By Jeff Owens/Photos by Jenny Dilworth and Allen Sharpe
Jamyest Williams was considered one of the top defensive backs and best athletes in the country coming out of high school in Georgia.
But he admits to being a bit nervous the first time he stepped onto the field at Williams-Brice Stadium in front of 80,000 screaming fans.
"It had me kinda shook," Williams said after practice Monday. "I was kinda nervous but once I got that first lick in and got that fist pass coming to me, I was like, 'I'm in the game, I'm here now, it's just regular football.'"
There was little that was regular about Williams' first season at South Carolina. The freshman from Dacula, Ga., who was rated the third-best cornerback in the nation by ESPN, made a quick impression for the Gamecocks. He had six tackles in the second game of the season at Missouri and his second-quarter interception set up the go-ahead touchdown.
Williams played in 11 games as a freshman, mostly at nickel, and made 38 tackles. He had two interceptions and a fumble recovery in being named to the SEC All-Freshman team.
Now, as a sophomore, Williams is expected to play an even bigger role. He has been moved to safety, the thinnest position on the team, in a secondary that faces big questions after the loss of three senior starters.

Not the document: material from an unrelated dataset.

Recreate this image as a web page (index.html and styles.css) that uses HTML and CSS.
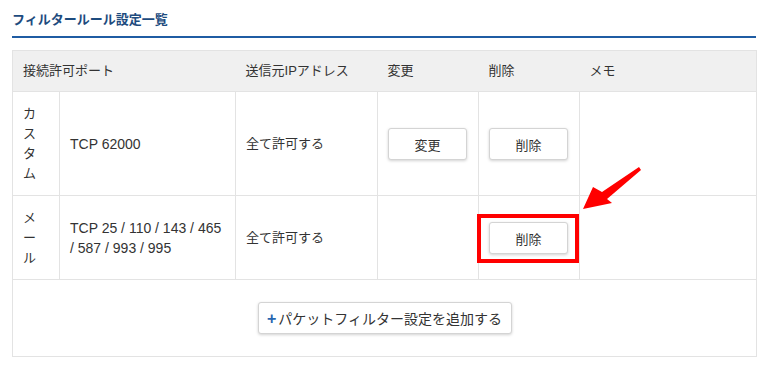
FILE: index.html
```html
<!DOCTYPE html>
<html lang="ja">
<head>
    <meta charset="UTF-8">
    <meta name="viewport" content="width=device-width, initial-scale=1.0">
    <title>フィルタールール設定一覧</title>
    <link rel="stylesheet" href="styles.css">
</head>
<body>
    <div class="page">
        <h2 class="title">フィルタールール設定一覧</h2>
        <table class="rules">
            <colgroup>
                <col class="c-type">
                <col class="c-port">
                <col class="c-src">
                <col class="c-edit">
                <col class="c-del">
                <col class="c-memo">
            </colgroup>
            <thead>
                <tr>
                    <th colspan="2">接続許可ポート</th>
                    <th>送信元IPアドレス</th>
                    <th>変更</th>
                    <th>削除</th>
                    <th>メモ</th>
                </tr>
            </thead>
            <tbody>
                <tr>
                    <td class="type">カスタム</td>
                    <td class="port">TCP 62000</td>
                    <td>全て許可する</td>
                    <td><button class="button">変更</button></td>
                    <td><button class="button">削除</button></td>
                    <td></td>
                </tr>
                <tr>
                    <td class="type">メール</td>
                    <td class="port">TCP 25 / 110 / 143 / 465<br>/ 587 / 993 / 995</td>
                    <td>全て許可する</td>
                    <td></td>
                    <td>
                        <span class="mark">
                            <button class="button">削除</button>
                            <span class="highlight"></span>
                        </span>
                    </td>
                    <td></td>
                </tr>
                <tr>
                    <td colspan="6" class="add-cell">
                        <button class="button add"><span class="plus">+</span>パケットフィルター設定を追加する</button>
                    </td>
                </tr>
            </tbody>
        </table>

        <!-- annotation arrow -->
        <svg class="arrow" width="80" height="60" viewBox="0 0 80 60">
            <polygon points="13,49 23,27 32,32 69,7 71,10 37,39 42,43" fill="#ff0000"/>
        </svg>
    </div>
</body>
</html>
```

FILE: styles.css
```css
* {
    margin: 0;
    padding: 0;
    box-sizing: border-box;
}

body {
    font-family: "Liberation Sans", "Noto Sans CJK JP", sans-serif;
    font-size: 13px;
    color: #333333;
    background-color: white;
}

.page {
    position: relative;
    padding: 0 13px 0 12px;
}

.title {
    font-size: 13px;
    font-weight: bold;
    line-height: 20px;
    color: #1d4b7e;
    padding: 10px 0 6px;
    border-bottom: 2px solid #1f5ca3;
}

.rules {
    width: 744px;
    margin-top: 12px;
    border-collapse: collapse;
    table-layout: fixed;
    border: 1px solid #e3e3e3;
}

.c-type { width: 47px; }
.c-port { width: 176px; }
.c-src { width: 142px; }
.c-edit { width: 101px; }
.c-del { width: 101px; }
.c-memo { width: 177px; }

.rules th {
    background-color: #f0f0f0;
    font-weight: normal;
    text-align: left;
    line-height: 20px;
    padding: 10px 10px 10px;
    border-bottom: 1px solid #e3e3e3;
}

.rules td {
    line-height: 20px;
    padding: 12px 10px 11px;
    vertical-align: middle;
    border: 1px solid #e3e3e3;
}

.rules td.type {
    padding-right: 12px;
    word-break: break-all;
    line-break: anywhere;
}

.rules td.port {
    font-size: 14px;
}

.button {
    font-family: inherit;
    font-size: 13px;
    color: #333333;
    width: 79px;
    height: 32px;
    background-color: white;
    border: 1px solid #d4d4d4;
    border-radius: 3px;
    box-shadow: 0 1px 3px rgba(0, 0, 0, 0.18);
    cursor: pointer;
}

.mark {
    position: relative;
    display: inline-block;
    vertical-align: middle;
}

.mark .button {
    display: block;
}

.highlight {
    position: absolute;
    top: -8px;
    bottom: -9px;
    left: -12px;
    right: -11px;
    border: 4px solid #ff0000;
}

.rules td.add-cell {
    text-align: center;
    padding: 22px 0 22px;
}

.add {
    width: 254px;
    font-size: 14px;
}

.plus {
    color: #2866b0;
    font-weight: bold;
    font-size: 16px;
    margin-right: 2px;
}

.arrow {
    position: absolute;
    left: 570px;
    top: 160px;
}
```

While the Gamecocks appear solid at corner with seniors Rashad Fenton, Keisean Nixon and grad transfer Nick Harvey, they have just one experienced player at safety. Senior Steven Montac has played in 21 games the past two years, mostly at safety, but there is little depth behind him.
Montac and Williams have been joined by J.T. Ibe, a grad transfer from Rice, redshirt freshmen Jaylin Dickerson and Tavyn Jackson and true freshman R.J. Roderick.
"It's a big concern," defensive coordinator Travaris Robinson said. "Obviously we don't have guys who have played a bunch of reps. … The only person we have with any kind of experience back there is Montac. We just have to do a good job of developing those guys and simplifying our plan, understanding that some of the things they can't do and figuring out what they can and cannot do."
Robinson and head coach Will Muschamp moved Williams to safety because of his speed and athleticism. He was considered one of the best all-around athletes in the country coming out of high school and showed his versatility as a freshman by playing both corner and nickel.
“He has really good instincts in man and zone," Muschamp said. "He has outstanding instincts. He has a tremendous work ethic. He is extremely bright and he works really well in everything that he does. … He can play in the deep part of the field, he can finish plays, he is a solid tackler, especially in the open field, and he is a good blitzer. He has a lot of traits that make him a good safety.”
Williams played safety in youth football but was a corner throughout high school. He says the experience as a freshman last season prepared him for the move.
"It definitely helped me with the speed of the game and it helped me to learn the concepts," he said. "Now that I've moved to safety, I know what everybody is doing now."
"He's doing well," Robinson said. "Obviously, he has some familiarity with what we are doing, so he kinda understands some of the different things that we ask them to do back there. But just little stuff, the nuances of the position, playing in the deep part of the field when the ball comes, he just don't have natural instincts at doing that because he hasn't done that. But he will continue to do better the more reps that he gets. The good thing he is he is out there working hard and trying to learn it, he's meeting extra."
Williams says his biggest challenge in training camp is working on his communication with Montac and the other safeties and making the right calls on each play. His communication skills is one reason he was moved to safety.
"He has improved his communications skills, and that has got to be critical for you in the safety position because we have to be locked in back there as far as the other safety is concerned and the nickel and the corners have to have a lot of communication with our linebackers," Muschamp said. "We put an awful amount on our Mike (linebacker) and both of our safeties and our defense from a communication standpoint. He has all the characteristics you need."
Williams hopes his new position puts him in position to create more turnovers. He showed a nose for the ball last year, intercepting two passes and recording a fumble. His interception against Florida sealed a 28-20 win.
"That's huge, that's a big part of our game every day," he said. "That's why we led the SEC in turnovers last year. That's the biggest part of our game. If we get the ball, the offense can't score."
Williams knows there is pressure on the secondary to perform this season after the loss of three seniors. He says the whole group has embraced the challenge.
"It definitely made us closer," he said. "We are a lot closer as a group."